David builds an altar on the threshing floor he just bought and brings offerings on it as the king-priest. The LORD accepts all his offerings. In response to the call to the LORD He sends fire from heaven to the altar of burnt offering (cf. Lev 9:24; Jdg 6:21; 1Kgs 18:37-38). The fire burns the offering, and lets it ascend in smoke unto the LORD. Then the LORD speaks to the angel that he can put his sword back in its sheath. The repentance of David and the offering cause that the angel’s task is over.
What we see here is the beginning of a new worship service. It is a worship at the basis of a judgment brought to a halt by the burnt offering and the peace offering. These offerings speak of the Lord Jesus. The burnt offering speaks of the sacrifice of Christ as fully brought to God. The peace offering speaks of the sacrifice of Christ as a fellowship offering, through which there can be fellowship of the people with God and between the members of God’s people. God has fully accepted the sacrifice of His Son, and on that basis is able to forgive sins and accept sinners as His children.

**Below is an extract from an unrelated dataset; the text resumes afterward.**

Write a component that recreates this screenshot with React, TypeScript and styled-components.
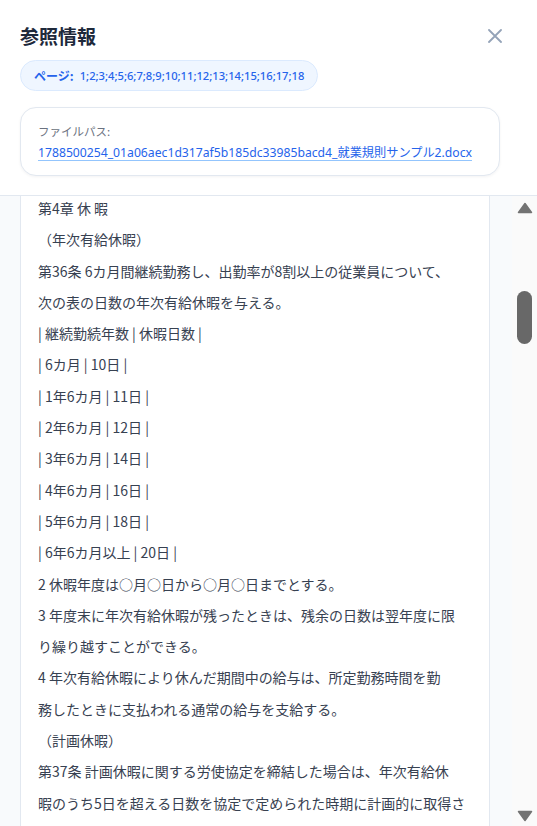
import React from 'react';
import styled, { createGlobalStyle } from 'styled-components';

const GlobalStyle = createGlobalStyle`
  html, body {
    margin: 0;
    padding: 0;
    background: #ffffff;
  }
  body {
    font-family: "Noto Sans", "Noto Sans CJK JP", sans-serif;
    color: #1e293b;
  }
`;

const Sheet = styled.div`
  display: flex;
  flex-direction: column;
  height: 100vh;
  background: #ffffff;
`;

const Header = styled.header`
  padding: 22px 37px 19px 20px;
  border-bottom: 1px solid #e2e8f0;
  display: flex;
  flex-direction: column;
  gap: 10px;
`;

const TitleRow = styled.div`
  display: flex;
  align-items: center;
  justify-content: space-between;
`;

const Title = styled.h2`
  margin: 0;
  font-family: "Noto Sans CJK JP", sans-serif;
  font-size: 19px;
  line-height: 28px;
  font-weight: 700;
  color: #1e293b;
`;

const CloseButton = styled.button`
  width: 16px;
  height: 16px;
  margin-right: -3px;
  padding: 0;
  border: 0;
  background: transparent;
  display: flex;
  align-items: center;
  justify-content: center;
  color: #94a3b8;
  cursor: pointer;
`;

const PageBadge = styled.div`
  align-self: flex-start;
  display: flex;
  align-items: center;
  gap: 6px;
  height: 31px;
  box-sizing: border-box;
  padding: 0 13px;
  border-radius: 999px;
  background: #eff6ff;
  border: 1px solid #dbeafe;
  color: #2563eb;
  font-family: "Noto Sans", "Noto Sans CJK JP", sans-serif;
  font-size: 11.2px;
  font-weight: 500;
`;

const BadgeLabel = styled.span`
  font-family: "Noto Sans CJK JP", sans-serif;
  font-size: 12px;
  font-weight: 700;
`;

const PathCard = styled.div`
  margin-top: 6px;
  padding: 14px 17px 12px;
  border: 1px solid #e2e8f0;
  border-radius: 16px;
  background: #ffffff;
  box-shadow: 0 1px 3px rgba(15, 23, 42, 0.05);
  display: flex;
  flex-direction: column;
  gap: 3px;
`;

const PathLabel = styled.div`
  font-family: "Noto Sans CJK JP", sans-serif;
  font-size: 11.5px;
  line-height: 18px;
  color: #6b7280;
`;

const PathLink = styled.a`
  font-family: "Noto Sans", "Noto Sans CJK JP", sans-serif;
  font-size: 12.2px;
  line-height: 20px;
  color: #2563eb;
  text-decoration: underline;
  text-decoration-color: #93c5fd;
  text-underline-offset: 3px;
  white-space: nowrap;
`;

const ScrollArea = styled.div`
  flex: 1;
  min-height: 0;
  display: flex;
  background: #f8fafc;
`;

const Viewport = styled.div`
  flex: 1;
  overflow: hidden;
`;

const DocPanel = styled.div`
  width: 470px;
  box-sizing: border-box;
  margin: -3px 0 0 20px;
  padding: 0 16px 16px 17px;
  background: #ffffff;
  border: 1px solid #e2e8f0;
  border-top: 0;
`;

const DocLine = styled.p`
  margin: 0;
  font-family: "Noto Sans CJK JP", sans-serif;
  font-size: 14px;
  line-height: 31.3px;
  color: #374151;
  white-space: nowrap;
`;

const Track = styled.div`
  width: 25px;
  display: flex;
  flex-direction: column;
  align-items: center;
  background: #fafafa;
  padding: 6px 0 4px;
  box-sizing: border-box;
`;

const Thumb = styled.div`
  width: 15px;
  height: 53px;
  border-radius: 8px;
  background: #686868;
`;

const Spacer = styled.div`
  flex: 1;
`;

const Arrow = ({ down }: { down?: boolean }) => (
  <svg width="16" height="12" viewBox="0 0 16 12">
    <polygon
      points={down ? '1.5,1.5 14.5,1.5 8,10.5' : '8,1.5 14.5,10.5 1.5,10.5'}
      fill="#737373"
      stroke="#737373"
      strokeWidth="1.5"
      strokeLinejoin="round"
    />
  </svg>
);

const CloseIcon = () => (
  <svg width="14" height="14" viewBox="0 0 14 14" fill="none">
    <path d="M1 1L13 13M13 1L1 13" stroke="currentColor" strokeWidth="1.8" strokeLinecap="round" />
  </svg>
);

// each entry is one paragraph, split into the lines it wraps to
const paragraphs: string[][] = [
  ['第4章 休 暇'],
  ['（年次有給休暇）'],
  ['第36条 6カ月間継続勤務し、出勤率が8割以上の従業員について、', '次の表の日数の年次有給休暇を与える。'],
  ['| 継続勤続年数 | 休暇日数 |'],
  ['| 6カ月 | 10日 |'],
  ['| 1年6カ月 | 11日 |'],
  ['| 2年6カ月 | 12日 |'],
  ['| 3年6カ月 | 14日 |'],
  ['| 4年6カ月 | 16日 |'],
  ['| 5年6カ月 | 18日 |'],
  ['| 6年6カ月以上 | 20日 |'],
  ['2 休暇年度は○月○日から○月○日までとする。'],
  ['3 年度末に年次有給休暇が残ったときは、残余の日数は翌年度に限', 'り繰り越すことができる。'],
  ['4 年次有給休暇により休んだ期間中の給与は、所定勤務時間を勤', '務したときに支払われる通常の給与を支給する。'],
  ['（計画休暇）'],
  [
    '第37条 計画休暇に関する労使協定を締結した場合は、年次有給休',
    '暇のうち5日を超える日数を協定で定められた時期に計画的に取得さ',
  ],
];

const pages = Array.from({ length: 18 }, (_, i) => i + 1).join(';');

// scroll position of the document, as a share of the track
const scrollShare = 0.128;

export default function App() {
  return (
    <>
      <GlobalStyle />
      <Sheet>
        <Header>
          <TitleRow>
            <Title>参照情報</Title>
            <CloseButton aria-label="閉じる">
              <CloseIcon />
            </CloseButton>
          </TitleRow>
          <PageBadge>
            <BadgeLabel>ページ:</BadgeLabel>
            <span>{pages}</span>
          </PageBadge>
          <PathCard>
            <PathLabel>ファイルパス:</PathLabel>
            <PathLink href="#">1788500254_01a06aec1d317af5b185dc33985bacd4_就業規則サンプル2.docx</PathLink>
          </PathCard>
        </Header>
        <ScrollArea>
          <Viewport>
            <DocPanel>
              {paragraphs.map((lines, i) => (
                <DocLine key={i}>
                  {lines.map((l, j) => (
                    <React.Fragment key={j}>
                      {j > 0 && <br />}
                      {l}
                    </React.Fragment>
                  ))}
                </DocLine>
              ))}
            </DocPanel>
          </Viewport>
          <Track>
            <Arrow />
            <Thumb style={{ marginTop: `${Math.round(scrollShare * 600)}px` }} />
            <Spacer />
            <Arrow down />
          </Track>
        </ScrollArea>
      </Sheet>
    </>
  );
}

The place where the plague is stopped is Mount Moriah. This is the mountain where Abraham sacrificed Isaac (Gen 22:1-2) and where Solomon builds the temple (2Chr 3:1). This new place of worship replaces “the tabernacle of the LORD, which Moses had made in the wilderness, and the altar of burnt offering”. The place where they stand at that time is the high place at Gibeon. There still sacrifices are offered, but from that moment on no longer by David. Fear of the sword prevented him from going there, for a sacrifice had to be made with great haste to stop the plague. That sacrifice was made on God’s instruction on this new altar at Mount Moriah.